加藤直之といえば日本SFアートの騎手として華々しく登場し、リアルなメカニズムの描写等でそれ以前のSFイラストを一気に陳腐化させてしまったタレントの持ち主である。銀河辺境シリーズのイラストがその好例で、図解口絵の見事さは他に類例をみない。反面、人物描写はイマイチで、特に男性は銅像のようだったが、それもだんだんと柔らかくなってきて、ターザン・シリーズでも何冊かこなしてのちは(武部本一郎の陰をふるい払えたのかもしれないが)かなりいい絵を描いている。

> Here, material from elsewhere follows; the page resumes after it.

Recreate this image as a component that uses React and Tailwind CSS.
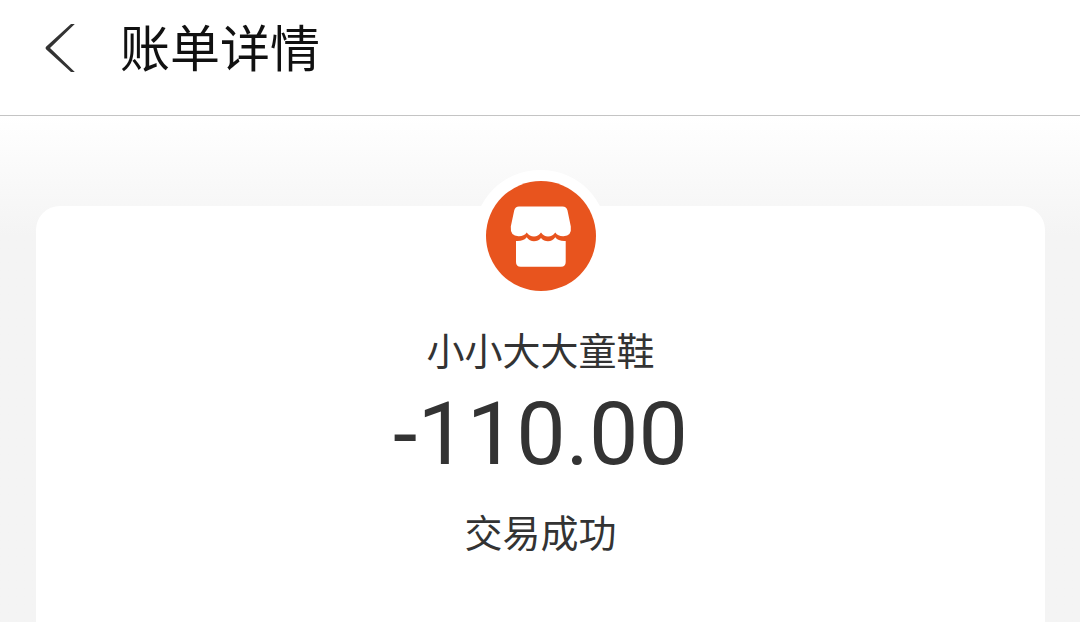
export default function App() {
  return (
    <div className="flex min-h-screen flex-col bg-[#f4f4f4] font-['Roboto','Noto_Sans_CJK_SC',sans-serif] text-[#333333]">
      <header className="flex h-29 items-start gap-9 border-b border-[#c4c4c4] bg-white px-9 pt-3">
        <button type="button" aria-label="返回" className="flex h-18 w-12 items-center justify-center">
          <svg width="48" height="72" viewBox="0 0 48 72" fill="#333333">
            <path d="M35 12H38.8L14 36L38.8 60H35L10 37.2Q9 36 10 34.8Z" />
          </svg>
        </button>
        <h1 className="pt-0.5 text-[50px] leading-18 text-[#111111]">账单详情</h1>
      </header>
      <main className="flex grow flex-col bg-linear-to-b from-white to-[#f4f4f4] to-[120px] pt-[90px] pr-[35px] pl-9">
        <section className="flex grow flex-col items-center rounded-t-3xl bg-white">
          <div className="-mt-9 rounded-full bg-white p-[11px]">
            <svg width="111" height="110" viewBox="-1 0 111 110">
              <circle cx="55" cy="55" r="55" fill="#e8541e" />
              <path
                d="M33 25.5H76.5Q80.5 25.5 81.5 29.5L84.8 45.5Q86 55 77.5 55.3Q72 55.5 69.3 51.5Q66.5 55.5 62 55.5Q57.8 55.5 55 51.5Q52.2 55.5 48 55.5Q43.5 55.5 40.7 51.5Q38 55.5 32.5 55.3Q24 55 24.8 45.5L28.2 29.5Q29.2 25.5 33 25.5Z"
                fill="#fff"
              />
              <path
                d="M30 60Q37.5 60.5 40.7 56.3Q43.5 60.3 48 60.3Q52.2 60.3 55 57Q57.8 60.3 62 60.3Q66.5 60.3 69.3 56.3Q72.5 60.5 79.7 60V81Q79.7 85.7 75 85.7H34.7Q30 85.7 30 81Z"
                fill="#fff"
              />
            </svg>
          </div>
          <h2 className="mt-[22px] text-[38px] leading-14">小小大大童鞋</h2>
          <p className="text-[88px] leading-[108px]">-110.00</p>
          <p className="mt-[18px] text-[38px] leading-14">交易成功</p>
        </section>
      </main>
    </div>
  );
}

そうはいっても加藤氏の絵の中に武部本一郎の強い影響を見ないわけにはいかない。人物画や白黒イラスト等でのその筆致、色使いに顕著に見られる傾向として、それはある。『呪われた密林』のターザンの横顔などは武部のコピーだといってもいいくらい。もっとも武部氏がイラストを担当していたのと同じシリーズだから、配慮して似せたのかもしれないのだが。他にも創元推理文庫のゴル・シリーズなど、武部からバトンタッチされたシリーズ・イラストもいくつかあるが、そのいくつかには独自性を出そうとして出し切れず、雑な印象だけが残っているという感がある。これなどは武部氏を意識しすぎてのことだろうが。

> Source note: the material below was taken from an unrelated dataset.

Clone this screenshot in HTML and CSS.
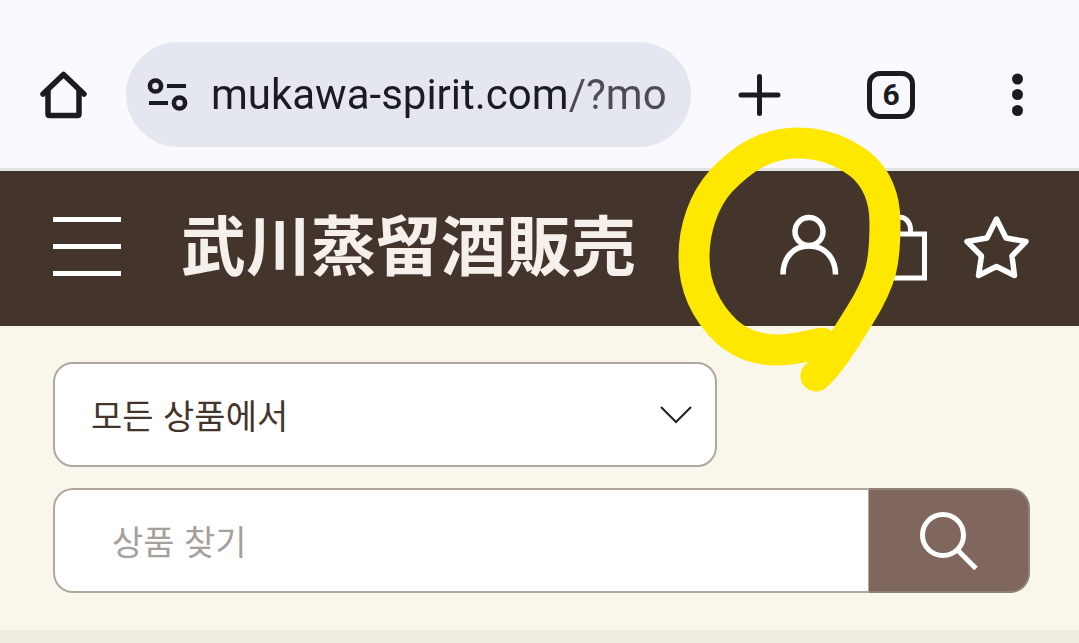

これは、武部本一郎という大天才と比較するのがかわいそうなのかも。さすがに後年は技術の進歩とともにオリジナリティを発揮していて、なかでも特筆すべきはアパッチ・シリーズ。デザイナーによってレイアウトされたということもあるが、かなりいい絵を描いている。
ただし、ファンタジー・アートの方ではグイン・サーガなどに象徴されるように、天野嘉孝に完全に淘汰されてしまった。人物のかきわけにも個性が乏しいので、やむを得ないところかもしれない。